I like*,+, etc. for element-wise too. I also think dot or whatever for matrix-matrix is tolerable. (Does it even come up very often?) Reusing an existing operator would be convenient but I'm not sure it's worth the confusion?

As well as having to write our own parser, another snag (pointed out by @dritchie iirc) with using .* is that it breaks JS syntax highlighting in text editors.

Would overloading + preserve its use for string concatenation?

Yes.

null-a commented 8 years ago

I made a first attempt at overloading arithmetic ops and have something working. I'm interested in how much overhead this introduces, so I ran a quick test using examples/linearRegression.wppl to get an initial feel. (There's some arithmetic in this program, but more in the score function. We could write the scorer in such a way that we avoid this overhead in the final thing, of course.)
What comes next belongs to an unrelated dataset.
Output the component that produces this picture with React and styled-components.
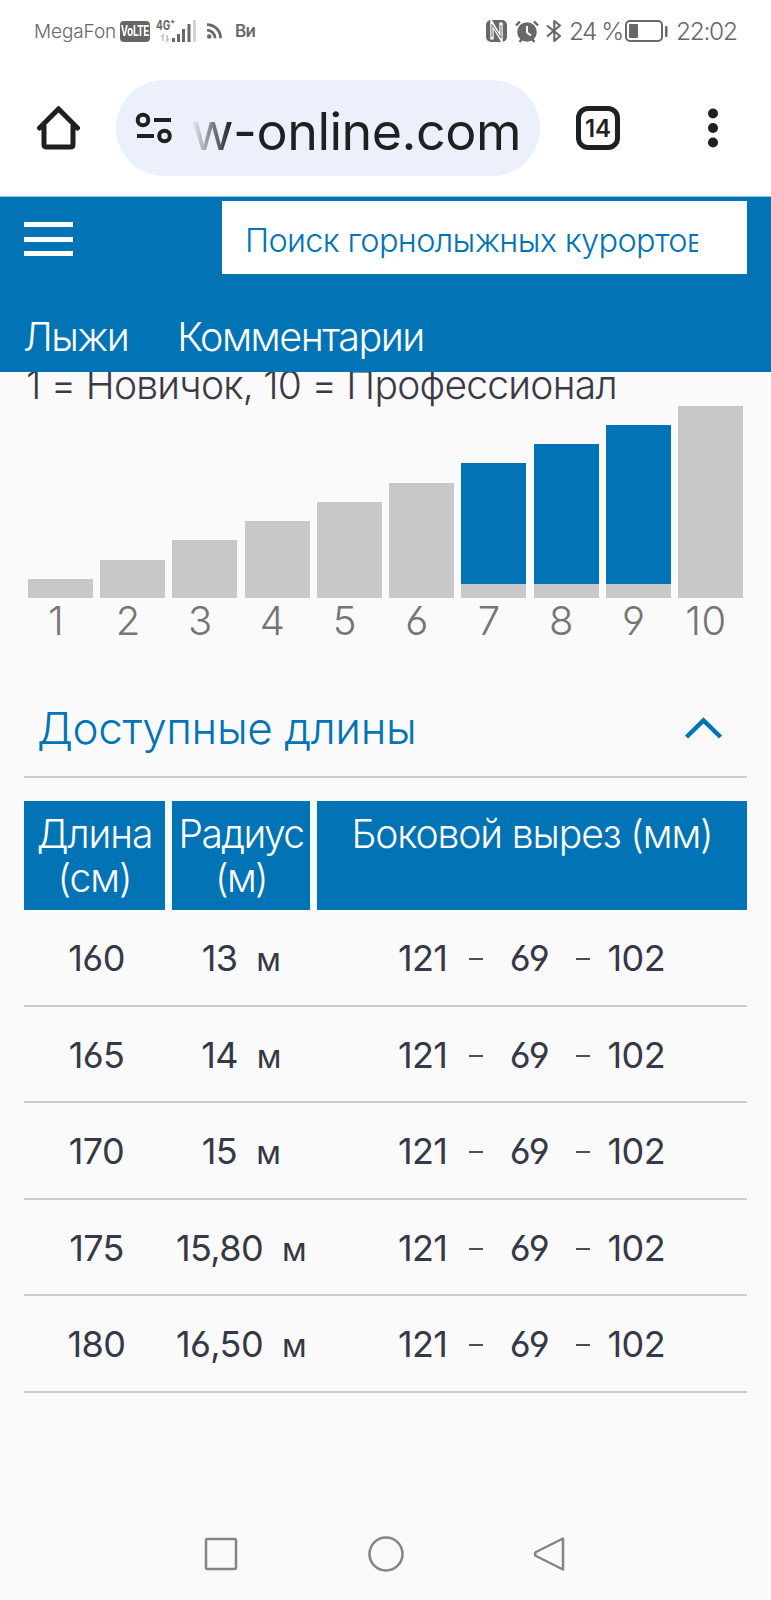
import styled, { createGlobalStyle } from "styled-components";

const GlobalStyle = createGlobalStyle`
  * {
    box-sizing: border-box;
  }
  body {
    margin: 0;
    background-color: #fafafa;
    font-family: "Inter", "Noto Sans", sans-serif;
    font-feature-settings: "cv03", "cv04", "calt" 0;
  }
`;

const Page = styled.div`
  width: 771px;
  height: 1600px;
  display: flex;
  flex-direction: column;
  background-color: #fafafa;
  overflow: hidden;
`;

const StatusBar = styled.div`
  height: 62px;
  padding: 0 35px 0 34px;
  display: flex;
  align-items: center;
  justify-content: space-between;
  flex-shrink: 0;
  background-color: #fff;
  color: #686868;
`;

const StatusGroup = styled.div`
  display: flex;
  align-items: center;
`;

const Carrier = styled.span`
  width: 86px;
  font-size: 19px;
  font-weight: 300;
  letter-spacing: -0.1px;
`;

const VolteBadge = styled.span`
  width: 30px;
  height: 21px;
  border-radius: 4px;
  background-color: #666;
  color: #fff;
  display: flex;
  align-items: center;
  justify-content: center;
`;

const VolteText = styled.span`
  font-family: "Roboto", sans-serif;
  font-size: 10.5px;
  font-weight: 700;
  letter-spacing: -0.3px;
  transform: scaleY(1.35);
`;

const Signal = styled.svg`
  margin-left: 6px;
`;

const Rss = styled.svg`
  margin-left: 10px;
`;

const Beeline = styled.span`
  margin-left: 12px;
  font-size: 17px;
  font-weight: 600;
  letter-spacing: -0.8px;
`;

const StatusIcon = styled.svg`
  margin-right: ${(props) => props.$gap}px;
`;

const StatusText = styled.span`
  width: ${(props) => props.$width}px;
  font-size: 24.5px;
  font-weight: 300;
  letter-spacing: ${(props) => props.$spacing}px;
  white-space: nowrap;
`;

const BrowserBar = styled.div`
  height: 134px;
  padding: 18px 52px 20px 37px;
  display: flex;
  align-items: center;
  flex-shrink: 0;
  background-color: #fff;
`;

const AddressBar = styled.div`
  width: 424px;
  height: 96px;
  margin-left: 36px;
  padding-left: 19px;
  border-radius: 48px;
  background-color: #ecf0fb;
  display: flex;
  align-items: center;
`;

const Address = styled.div`
  width: 335px;
  margin-left: 18px;
  padding-top: 7px;
  font-size: 52px;
  font-weight: 400;
  letter-spacing: -0.5px;
  line-height: 70px;
  color: #1f2022;
  white-space: nowrap;
  mask-image: linear-gradient(to right, transparent 0, #000 40px);
`;

const TabCount = styled.div`
  width: 44px;
  height: 44px;
  margin-left: 36px;
  margin-right: 87px;
  border: 5px solid #1f2022;
  border-radius: 12px;
  display: flex;
  align-items: center;
  justify-content: center;
  font-size: 24px;
  font-weight: 600;
  color: #1f2022;
`;

const SiteHeader = styled.header`
  height: 176px;
  border-top: 1px solid #8cc0de;
  background-color: #0274b5;
  flex-shrink: 0;
`;

const HeaderTop = styled.div`
  display: flex;
  justify-content: space-between;
  padding: 4px 24px 0;
`;

const Burger = styled.div`
  width: 49px;
  margin-top: 21px;
  display: flex;
  flex-direction: column;
  gap: 9.5px;
`;

const BurgerLine = styled.div`
  height: 5px;
  background-color: #fff;
`;

const Search = styled.div`
  width: 525px;
  height: 73px;
  padding: 0 49px 0 23px;
  background-color: #fff;
`;

const Placeholder = styled.div`
  padding-top: 3px;
  font-size: 32.5px;
  font-weight: 300;
  line-height: 73px;
  letter-spacing: -0.65px;
  color: #0274b5;
  white-space: nowrap;
  overflow: hidden;
`;

const HeaderTabs = styled.nav`
  display: flex;
  gap: 49px;
  padding: 27px 23px 0;
  font-size: 39.5px;
  font-weight: 300;
  line-height: 72px;
  color: #fff;
`;

const HeaderTab = styled.span`
  letter-spacing: -1.5px;
`;

const Main = styled.main`
  flex: 1;
  display: flow-root;
  padding: 0 24px;
  overflow: hidden;
`;

const Caption = styled.p`
  height: 42px;
  margin: -9px 0 0;
  padding-left: 2px;
  font-size: 39px;
  font-weight: 300;
  line-height: 43px;
  letter-spacing: -0.75px;
  color: #3a3a46;
  white-space: nowrap;
`;

const Levels = styled.div`
  display: grid;
  grid-template-columns: repeat(10, 65px);
  column-gap: 7.22px;
  padding-left: 4px;
`;

const Level = styled.div`
  display: flex;
  flex-direction: column;
`;

const LevelTrack = styled.div`
  height: 193px;
  display: flex;
  align-items: flex-end;
`;

const LevelBar = styled.div`
  width: 65px;
  background-color: ${(props) => (props.$active ? "#0274b5" : "#c8c8c8")};
  border-bottom: 14px solid #c8c8c8;
`;

const LevelLabel = styled.div`
  padding-right: 9px;
  font-size: 40px;
  font-weight: 300;
  line-height: 45px;
  letter-spacing: 0.5px;
  text-align: center;
  color: #757575;
`;

const SectionTitle = styled.div`
  height: 94px;
  margin-top: 41px;
  padding: 0 24px 4px 13px;
  border-bottom: 2px solid #ccc;
  display: flex;
  align-items: center;
  justify-content: space-between;
  font-size: 44px;
  font-weight: 300;
  letter-spacing: -0.4px;
  color: #0274b5;
`;

const TableHead = styled.div`
  display: grid;
  grid-template-columns: 141px 138px 430px;
  column-gap: 7px;
  margin-top: 23px;
`;

const HeadCell = styled.div`
  height: 109px;
  padding-top: 11px;
  background-color: #0274b5;
  color: #fff;
  font-size: 39px;
  font-weight: 300;
  line-height: 44px;
  letter-spacing: ${(props) => props.$spacing}px;
  text-align: center;
  white-space: nowrap;
`;

const Row = styled.div`
  height: 96.5px;
  padding-top: 2px;
  border-bottom: 2px solid #ccc;
  display: grid;
  grid-template-columns: 141px 138px 267px;
  column-gap: 7px;
  align-items: center;
  font-size: 36px;
  font-weight: 400;
  letter-spacing: -0.6px;
  color: #353846;
`;

const Length = styled.div`
  padding-left: 4px;
  text-align: center;
`;

const Radius = styled.div`
  display: flex;
  align-items: baseline;
  justify-content: center;
  gap: 19px;
`;

const Unit = styled.span`
  font-size: 32px;
`;

const Sidecut = styled.div`
  width: 267px;
  margin-left: 79px;
  display: grid;
  grid-template-columns: repeat(5, 53.4px);
  justify-items: center;
`;

const Centered = styled.span`
  display: flex;
  justify-content: center;
  width: 80px;
  margin: 0 -14px;
`;

const Dash = styled.span`
  width: 14px;
  height: 2px;
  margin-top: 2px;
  align-self: center;
  background-color: #4b4d59;
`;

const SystemNav = styled.footer`
  height: 92px;
  padding: 0 206px 0 204px;
  display: flex;
  align-items: center;
  justify-content: space-between;
  flex-shrink: 0;
`;

const levels = [1, 2, 3, 4, 5, 6, 7, 8, 9, 10];

const skis = [
  { length: 160, radius: "13" },
  { length: 165, radius: "14" },
  { length: 170, radius: "15" },
  { length: 175, radius: "15,80" },
  { length: 180, radius: "16,50" },
];

const App = () => {
  return (
    <>
      <GlobalStyle />
      <Page>
        <StatusBar>
          <StatusGroup>
            <Carrier>MegaFon</Carrier>
            <VolteBadge>
              <VolteText>VoLTE</VolteText>
            </VolteBadge>
            <Signal width="41" height="26" viewBox="0 0 41 26">
              <text
                x="0"
                y="12"
                fontSize="13"
                fontWeight="700"
                fill="#686868"
                textLength="19"
                lengthAdjust="spacingAndGlyphs"
              >
                4G⁺
              </text>
              <path
                d="M7 23v-6l-2 2M11 17v6l2-2"
                stroke="#c4c4c4"
                strokeWidth="1.6"
                fill="none"
              />
              <path
                d="M17.5 24v-4M22.5 24v-8M27.5 24v-13M33 24V6"
                stroke="#686868"
                strokeWidth="3"
              />
              <path d="M38.5 24V2" stroke="#d2d2d2" strokeWidth="3" />
            </Signal>
            <Rss width="16" height="16" viewBox="0 0 16 16">
              <circle cx="2.2" cy="13.5" r="2.2" fill="#686868" />
              <path
                d="M0 7.2a8 8 0 0 1 8 8M0 1.6a13.6 13.6 0 0 1 13.6 13.6"
                stroke="#686868"
                strokeWidth="2.8"
                fill="none"
              />
            </Rss>
            <Beeline>Ви</Beeline>
          </StatusGroup>
          <StatusGroup>
            <StatusIcon $gap={8} width="21" height="22" viewBox="0 0 21 22">
              <rect width="21" height="22" rx="5" fill="#686868" />
              <path
                d="M6 19.5V3.5L15 18.5V2.5"
                stroke="#fff"
                strokeWidth="3.4"
                fill="none"
              />
              <path
                d="M6 17V4.5L15 18V5"
                stroke="#686868"
                strokeWidth="1"
                fill="none"
              />
            </StatusIcon>
            <StatusIcon $gap={7} width="24" height="23" viewBox="0 0 24 23">
              <circle cx="12" cy="12" r="9.8" fill="#686868" />
              <path
                d="M1 5.5 5 1.5M23 5.5 19 1.5M4.5 22l2.5-3M19.5 22 17 19"
                stroke="#686868"
                strokeWidth="2.4"
              />
              <path d="M12 6v6.5l4 3" stroke="#fff" strokeWidth="2" fill="none" />
            </StatusIcon>
            <StatusIcon $gap={7} width="16" height="24" viewBox="0 0 16 24">
              <path
                d="M1 6.5 14 17 8.3 22V2L14 6.5 1 17.5"
                stroke="#686868"
                strokeWidth="2.2"
                fill="none"
                strokeLinejoin="round"
              />
            </StatusIcon>
            <StatusText $width={56} $spacing={-1.6}>
              24 %
            </StatusText>
            <StatusIcon $gap={8} width="43" height="22" viewBox="0 0 43 22">
              <rect
                x="1"
                y="1"
                width="36"
                height="20"
                rx="4"
                stroke="#686868"
                strokeWidth="2"
                fill="none"
              />
              <rect x="4" y="4" width="9" height="14" rx="1" fill="#686868" />
              <rect x="40" y="6" width="2.5" height="11" rx="1" fill="#686868" />
            </StatusIcon>
            <StatusText $width={60} $spacing={-1.3}>
              22:02
            </StatusText>
          </StatusGroup>
        </StatusBar>

        <BrowserBar>
          <svg width="43" height="44" viewBox="0 0 43 44">
            <path
              d="M2.5 22 21.5 3 40.5 22M7 20v18.5q0 2.5 2.5 2.5h24q2.5 0 2.5-2.5V20"
              stroke="#1f2022"
              strokeWidth="5"
              strokeLinecap="round"
              fill="none"
            />
          </svg>
          <AddressBar>
            <svg width="38" height="32" viewBox="0 0 38 32">
              <g stroke="#1f2022" strokeWidth="4" fill="none">
                <circle cx="8" cy="8" r="5.3" />
                <circle cx="29.5" cy="24" r="5.3" />
                <path d="M19 8h17M2 24h17" />
              </g>
            </svg>
            <Address>w-online.com</Address>
          </AddressBar>
          <TabCount>14</TabCount>
          <svg width="12" height="40" viewBox="0 0 12 40">
            <circle cx="6" cy="5.5" r="5" fill="#1f2022" />
            <circle cx="6" cy="20" r="5" fill="#1f2022" />
            <circle cx="6" cy="34.5" r="5" fill="#1f2022" />
          </svg>
        </BrowserBar>

        <SiteHeader>
          <HeaderTop>
            <Burger>
              <BurgerLine />
              <BurgerLine />
              <BurgerLine />
            </Burger>
            <Search>
              <Placeholder>Поиск горнолыжных курортов</Placeholder>
            </Search>
          </HeaderTop>
          <HeaderTabs>
            <HeaderTab>Лыжи</HeaderTab>
            <HeaderTab>Комментарии</HeaderTab>
          </HeaderTabs>
        </SiteHeader>

        <Main>
          <Caption>1 = Новичок, 10 = Профессионал</Caption>
          <Levels>
            {levels.map((level) => (
              <Level key={level}>
                <LevelTrack>
                  <LevelBar
                    $active={level >= 7 && level <= 9}
                    style={{ height: level * 19.25 }}
                  />
                </LevelTrack>
                <LevelLabel>{level}</LevelLabel>
              </Level>
            ))}
          </Levels>

          <SectionTitle>
            Доступные длины
            <svg width="39" height="22" viewBox="0 0 39 22">
              <path
                d="M2.5 20 19.5 3.5 36.5 20"
                stroke="#0274b5"
                strokeWidth="4.5"
                fill="none"
              />
            </svg>
          </SectionTitle>

          <TableHead>
            <HeadCell $spacing={-1.1}>
              Длина
              <br />
              (см)
            </HeadCell>
            <HeadCell $spacing={-1.6}>
              Радиус
              <br />
              (м)
            </HeadCell>
            <HeadCell $spacing={-1.1}>Боковой вырез (мм)</HeadCell>
          </TableHead>
          {skis.map((ski) => (
            <Row key={ski.length}>
              <Length>{ski.length}</Length>
              <Radius>
                <span>{ski.radius}</span>
                <Unit>м</Unit>
              </Radius>
              <Sidecut>
                <Centered>121</Centered>
                <Dash />
                <Centered>69</Centered>
                <Dash />
                <Centered>102</Centered>
              </Sidecut>
            </Row>
          ))}
        </Main>

        <SystemNav>
          <svg width="34" height="34" viewBox="0 0 34 34">
            <rect
              x="2"
              y="2"
              width="30"
              height="30"
              rx="1.5"
              stroke="#858585"
              strokeWidth="2.5"
              fill="none"
            />
          </svg>
          <svg width="36" height="36" viewBox="0 0 36 36">
            <circle
              cx="18"
              cy="18"
              r="16.5"
              stroke="#858585"
              strokeWidth="2.5"
              fill="none"
            />
          </svg>
          <svg width="32" height="36" viewBox="0 0 32 36">
            <path
              d="M30 2.5v31L3 20q-2-2 0-4z"
              stroke="#858585"
              strokeWidth="2.5"
              strokeLinejoin="round"
              fill="none"
            />
          </svg>
        </SystemNav>
      </Page>
    </>
  );
};

export default App;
It looks like my current implementation increases the run time of this program by about 20%. One way we might be able to improve on this is by combining some of the checks I'm doing before dispatching to ad.scalar or ad.tensor with the checks within ad.tensor.add etc., For example, it might be that I'm checking for (and 'unwrapping') ad graph nodes more than once at present.

In programs that use lots of large tensors, it seems reasonable to expect the overhead to be less significant than this.